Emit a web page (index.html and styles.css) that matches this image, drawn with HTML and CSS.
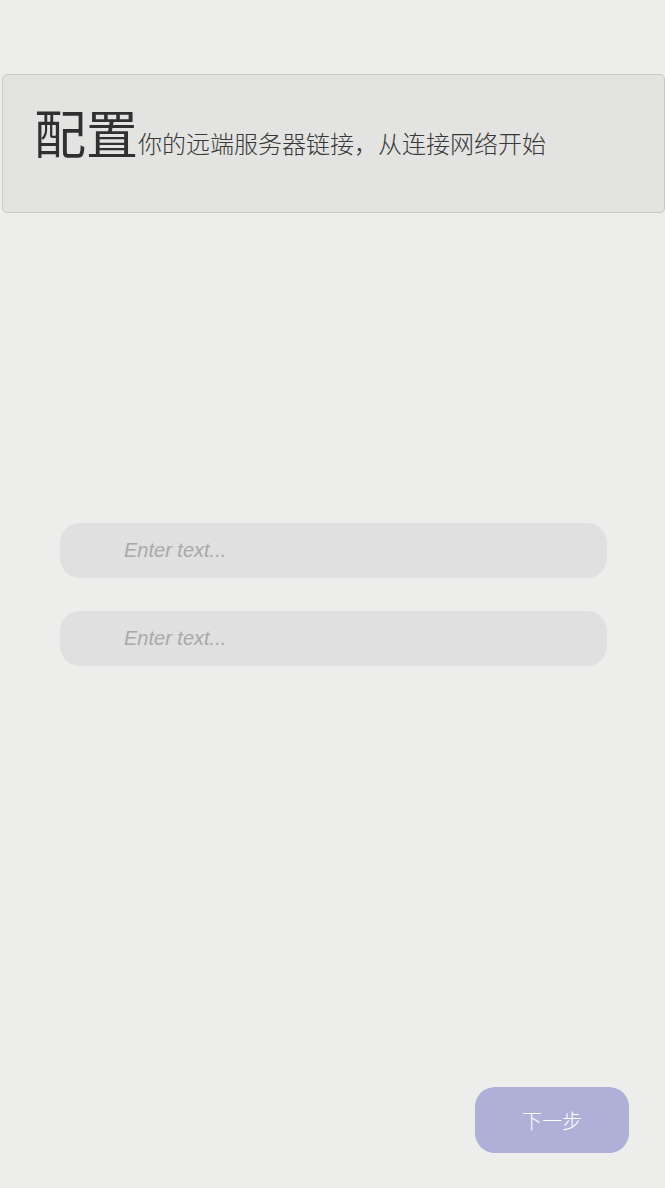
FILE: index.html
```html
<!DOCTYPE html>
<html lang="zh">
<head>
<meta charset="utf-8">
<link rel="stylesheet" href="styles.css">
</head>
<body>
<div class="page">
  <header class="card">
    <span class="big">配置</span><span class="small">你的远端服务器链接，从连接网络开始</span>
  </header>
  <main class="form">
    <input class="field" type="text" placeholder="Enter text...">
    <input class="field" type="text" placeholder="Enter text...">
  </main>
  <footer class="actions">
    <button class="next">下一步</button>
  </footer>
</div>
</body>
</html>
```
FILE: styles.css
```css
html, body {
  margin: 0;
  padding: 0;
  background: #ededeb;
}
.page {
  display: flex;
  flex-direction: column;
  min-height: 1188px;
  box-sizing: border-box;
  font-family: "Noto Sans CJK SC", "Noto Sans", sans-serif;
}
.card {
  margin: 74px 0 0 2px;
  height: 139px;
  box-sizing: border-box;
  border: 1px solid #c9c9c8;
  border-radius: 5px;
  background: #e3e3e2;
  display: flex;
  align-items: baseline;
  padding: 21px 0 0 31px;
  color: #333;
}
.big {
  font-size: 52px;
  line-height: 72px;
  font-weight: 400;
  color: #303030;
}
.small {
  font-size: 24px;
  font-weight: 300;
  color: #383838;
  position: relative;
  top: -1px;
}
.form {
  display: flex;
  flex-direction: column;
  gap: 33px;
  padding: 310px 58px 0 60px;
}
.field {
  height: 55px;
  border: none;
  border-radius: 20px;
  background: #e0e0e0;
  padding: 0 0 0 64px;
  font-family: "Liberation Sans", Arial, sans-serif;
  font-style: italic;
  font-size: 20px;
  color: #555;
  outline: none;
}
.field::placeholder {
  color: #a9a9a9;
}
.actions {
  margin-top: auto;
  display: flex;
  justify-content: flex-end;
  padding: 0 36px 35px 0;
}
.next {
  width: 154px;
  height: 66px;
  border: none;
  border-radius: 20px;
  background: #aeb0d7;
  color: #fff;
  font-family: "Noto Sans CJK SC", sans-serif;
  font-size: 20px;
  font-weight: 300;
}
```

*Your goal*
Go through the listing above and quote it exactly, apart from its images.

*Task result*
Emit a web page (index.html and styles.css) that matches this image, drawn with HTML and CSS.
FILE: index.html
```html
<!DOCTYPE html>
<html lang="zh">
<head>
<meta charset="utf-8">
<link rel="stylesheet" href="styles.css">
</head>
<body>
<div class="page">
  <header class="card">
    <span class="big">配置</span><span class="small">你的远端服务器链接，从连接网络开始</span>
  </header>
  <main class="form">
    <input class="field" type="text" placeholder="Enter text...">
    <input class="field" type="text" placeholder="Enter text...">
  </main>
  <footer class="actions">
    <button class="next">下一步</button>
  </footer>
</div>
</body>
</html>
```
FILE: styles.css
```css
html, body {
  margin: 0;
  padding: 0;
  background: #ededeb;
}
.page {
  display: flex;
  flex-direction: column;
  min-height: 1188px;
  box-sizing: border-box;
  font-family: "Noto Sans CJK SC", "Noto Sans", sans-serif;
}
.card {
  margin: 74px 0 0 2px;
  height: 139px;
  box-sizing: border-box;
  border: 1px solid #c9c9c8;
  border-radius: 5px;
  background: #e3e3e2;
  display: flex;
  align-items: baseline;
  padding: 21px 0 0 31px;
  color: #333;
}
.big {
  font-size: 52px;
  line-height: 72px;
  font-weight: 400;
  color: #303030;
}
.small {
  font-size: 24px;
  font-weight: 300;
  color: #383838;
  position: relative;
  top: -1px;
}
.form {
  display: flex;
  flex-direction: column;
  gap: 33px;
  padding: 310px 58px 0 60px;
}
.field {
  height: 55px;
  border: none;
  border-radius: 20px;
  background: #e0e0e0;
  padding: 0 0 0 64px;
  font-family: "Liberation Sans", Arial, sans-serif;
  font-style: italic;
  font-size: 20px;
  color: #555;
  outline: none;
}
.field::placeholder {
  color: #a9a9a9;
}
.actions {
  margin-top: auto;
  display: flex;
  justify-content: flex-end;
  padding: 0 36px 35px 0;
}
.next {
  width: 154px;
  height: 66px;
  border: none;
  border-radius: 20px;
  background: #aeb0d7;
  color: #fff;
  font-family: "Noto Sans CJK SC", sans-serif;
  font-size: 20px;
  font-weight: 300;
}
```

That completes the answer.